▶ [Requirements]
Your task is to retype, word for word, the lines from the start of the data through the line holding "import React from". Do not include the pictures.

===============

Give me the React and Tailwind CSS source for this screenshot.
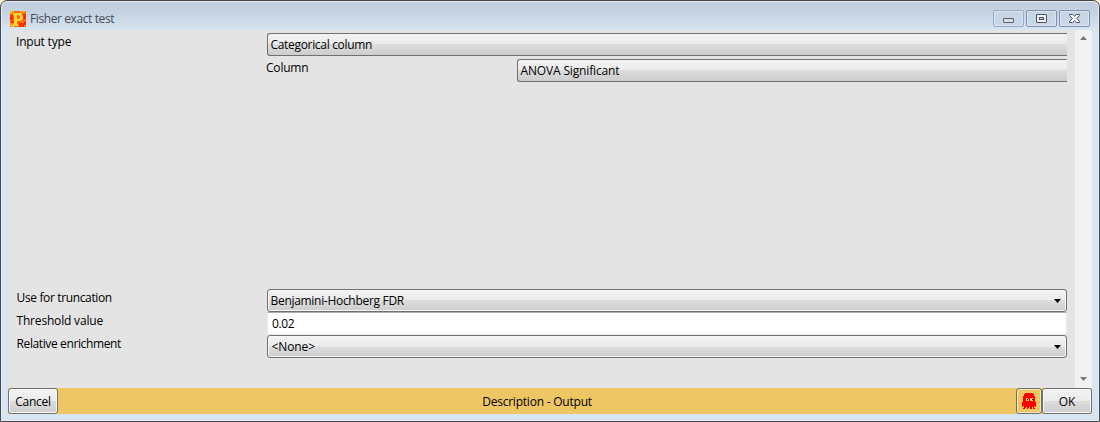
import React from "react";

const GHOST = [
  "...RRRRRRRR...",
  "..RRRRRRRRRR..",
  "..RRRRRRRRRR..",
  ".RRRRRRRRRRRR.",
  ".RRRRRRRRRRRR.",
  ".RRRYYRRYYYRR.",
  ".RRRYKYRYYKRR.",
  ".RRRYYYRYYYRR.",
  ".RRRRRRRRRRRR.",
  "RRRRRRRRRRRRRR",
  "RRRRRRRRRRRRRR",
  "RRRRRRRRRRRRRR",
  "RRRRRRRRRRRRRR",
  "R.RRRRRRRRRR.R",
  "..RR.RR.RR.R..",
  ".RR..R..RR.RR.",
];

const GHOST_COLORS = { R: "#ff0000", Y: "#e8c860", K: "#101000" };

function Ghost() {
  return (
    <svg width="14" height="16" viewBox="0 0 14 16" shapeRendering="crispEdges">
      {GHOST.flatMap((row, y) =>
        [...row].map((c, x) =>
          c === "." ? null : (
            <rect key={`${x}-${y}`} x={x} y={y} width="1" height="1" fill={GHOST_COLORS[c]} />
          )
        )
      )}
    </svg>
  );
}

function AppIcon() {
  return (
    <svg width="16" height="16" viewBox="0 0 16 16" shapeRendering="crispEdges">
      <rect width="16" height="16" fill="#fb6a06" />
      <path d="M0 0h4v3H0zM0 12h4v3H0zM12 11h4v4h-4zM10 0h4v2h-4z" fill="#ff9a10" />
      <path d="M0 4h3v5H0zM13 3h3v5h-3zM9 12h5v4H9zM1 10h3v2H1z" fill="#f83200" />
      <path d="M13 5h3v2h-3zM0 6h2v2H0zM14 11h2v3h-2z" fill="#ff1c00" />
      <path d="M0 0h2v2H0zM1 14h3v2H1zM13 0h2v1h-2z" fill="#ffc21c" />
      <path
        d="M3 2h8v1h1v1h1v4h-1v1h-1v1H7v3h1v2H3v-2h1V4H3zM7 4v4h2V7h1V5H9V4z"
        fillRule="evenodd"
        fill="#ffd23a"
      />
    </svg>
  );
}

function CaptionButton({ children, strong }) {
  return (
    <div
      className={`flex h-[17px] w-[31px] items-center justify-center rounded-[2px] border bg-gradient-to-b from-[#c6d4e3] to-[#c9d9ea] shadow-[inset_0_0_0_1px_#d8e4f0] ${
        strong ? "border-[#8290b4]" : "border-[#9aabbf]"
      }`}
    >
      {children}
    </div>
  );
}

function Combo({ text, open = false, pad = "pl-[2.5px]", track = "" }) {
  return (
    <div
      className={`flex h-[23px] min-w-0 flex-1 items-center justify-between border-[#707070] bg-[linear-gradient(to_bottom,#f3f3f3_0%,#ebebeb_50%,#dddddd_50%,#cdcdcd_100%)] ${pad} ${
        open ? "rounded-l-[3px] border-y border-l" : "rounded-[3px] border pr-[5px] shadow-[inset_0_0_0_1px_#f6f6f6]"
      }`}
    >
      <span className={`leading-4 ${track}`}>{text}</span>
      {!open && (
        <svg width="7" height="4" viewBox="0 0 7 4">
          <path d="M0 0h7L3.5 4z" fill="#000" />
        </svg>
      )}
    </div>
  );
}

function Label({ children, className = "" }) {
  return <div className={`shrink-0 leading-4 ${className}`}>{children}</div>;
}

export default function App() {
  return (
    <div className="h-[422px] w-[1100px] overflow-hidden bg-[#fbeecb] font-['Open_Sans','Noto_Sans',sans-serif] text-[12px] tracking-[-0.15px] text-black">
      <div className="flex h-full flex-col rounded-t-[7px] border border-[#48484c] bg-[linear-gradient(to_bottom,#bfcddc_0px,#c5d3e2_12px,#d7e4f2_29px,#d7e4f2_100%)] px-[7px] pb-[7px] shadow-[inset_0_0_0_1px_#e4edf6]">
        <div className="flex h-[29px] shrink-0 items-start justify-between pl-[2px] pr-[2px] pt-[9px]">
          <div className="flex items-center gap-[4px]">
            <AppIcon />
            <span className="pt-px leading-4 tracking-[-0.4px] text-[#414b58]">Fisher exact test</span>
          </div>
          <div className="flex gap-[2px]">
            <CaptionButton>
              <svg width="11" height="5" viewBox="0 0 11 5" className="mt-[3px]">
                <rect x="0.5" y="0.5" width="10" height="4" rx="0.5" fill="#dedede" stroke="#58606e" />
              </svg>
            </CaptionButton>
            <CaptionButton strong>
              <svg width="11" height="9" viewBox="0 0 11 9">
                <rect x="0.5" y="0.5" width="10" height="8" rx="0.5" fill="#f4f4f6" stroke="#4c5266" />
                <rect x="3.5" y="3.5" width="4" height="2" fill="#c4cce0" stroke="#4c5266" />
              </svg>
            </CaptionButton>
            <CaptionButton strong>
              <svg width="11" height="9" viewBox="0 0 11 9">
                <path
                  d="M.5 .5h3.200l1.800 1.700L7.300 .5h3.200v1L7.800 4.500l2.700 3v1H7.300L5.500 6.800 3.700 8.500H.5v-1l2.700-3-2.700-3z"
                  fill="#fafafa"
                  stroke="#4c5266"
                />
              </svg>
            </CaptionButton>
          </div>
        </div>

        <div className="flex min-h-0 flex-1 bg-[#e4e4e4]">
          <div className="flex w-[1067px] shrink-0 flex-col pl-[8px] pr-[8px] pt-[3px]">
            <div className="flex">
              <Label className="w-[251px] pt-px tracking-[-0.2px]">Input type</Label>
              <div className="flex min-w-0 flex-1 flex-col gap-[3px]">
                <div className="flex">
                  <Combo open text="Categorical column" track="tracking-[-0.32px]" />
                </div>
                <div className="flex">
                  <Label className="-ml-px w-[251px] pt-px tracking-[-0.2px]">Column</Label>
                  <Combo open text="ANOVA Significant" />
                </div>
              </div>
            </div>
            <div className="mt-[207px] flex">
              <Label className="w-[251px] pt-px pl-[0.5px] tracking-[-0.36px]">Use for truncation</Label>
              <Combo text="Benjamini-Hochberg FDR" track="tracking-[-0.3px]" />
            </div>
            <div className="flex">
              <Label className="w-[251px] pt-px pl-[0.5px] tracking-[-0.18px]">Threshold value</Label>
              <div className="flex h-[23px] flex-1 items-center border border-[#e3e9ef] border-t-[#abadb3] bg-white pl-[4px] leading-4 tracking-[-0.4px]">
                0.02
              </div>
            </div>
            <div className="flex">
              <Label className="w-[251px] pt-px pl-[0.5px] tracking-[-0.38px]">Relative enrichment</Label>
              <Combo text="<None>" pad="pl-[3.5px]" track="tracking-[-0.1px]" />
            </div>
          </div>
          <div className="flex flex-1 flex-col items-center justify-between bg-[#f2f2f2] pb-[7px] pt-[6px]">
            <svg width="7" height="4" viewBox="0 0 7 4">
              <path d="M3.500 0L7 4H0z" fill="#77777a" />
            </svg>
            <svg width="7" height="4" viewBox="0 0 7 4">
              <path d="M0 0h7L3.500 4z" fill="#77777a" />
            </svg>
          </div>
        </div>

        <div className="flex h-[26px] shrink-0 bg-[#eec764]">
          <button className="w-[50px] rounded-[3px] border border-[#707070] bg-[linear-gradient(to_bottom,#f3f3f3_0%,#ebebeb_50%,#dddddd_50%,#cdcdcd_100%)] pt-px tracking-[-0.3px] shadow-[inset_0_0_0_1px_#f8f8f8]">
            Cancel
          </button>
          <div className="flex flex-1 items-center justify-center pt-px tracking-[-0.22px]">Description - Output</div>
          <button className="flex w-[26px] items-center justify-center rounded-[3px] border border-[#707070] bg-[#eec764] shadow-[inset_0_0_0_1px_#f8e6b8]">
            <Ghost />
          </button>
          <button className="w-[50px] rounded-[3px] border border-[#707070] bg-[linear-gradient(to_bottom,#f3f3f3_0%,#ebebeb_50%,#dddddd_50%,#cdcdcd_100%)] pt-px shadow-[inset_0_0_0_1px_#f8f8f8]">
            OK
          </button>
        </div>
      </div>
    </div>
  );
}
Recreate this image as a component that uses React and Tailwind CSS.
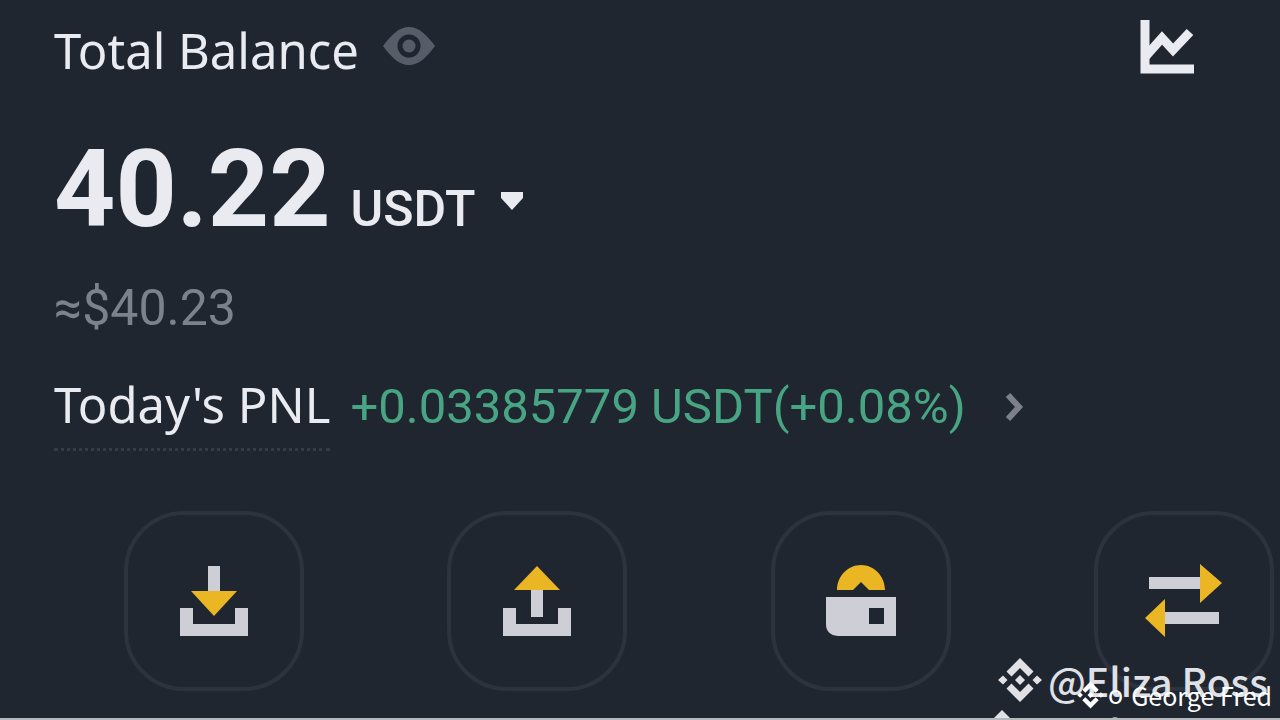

===============

▶ [Completed task]
Give me the React and Tailwind CSS source for this screenshot.
import React from "react";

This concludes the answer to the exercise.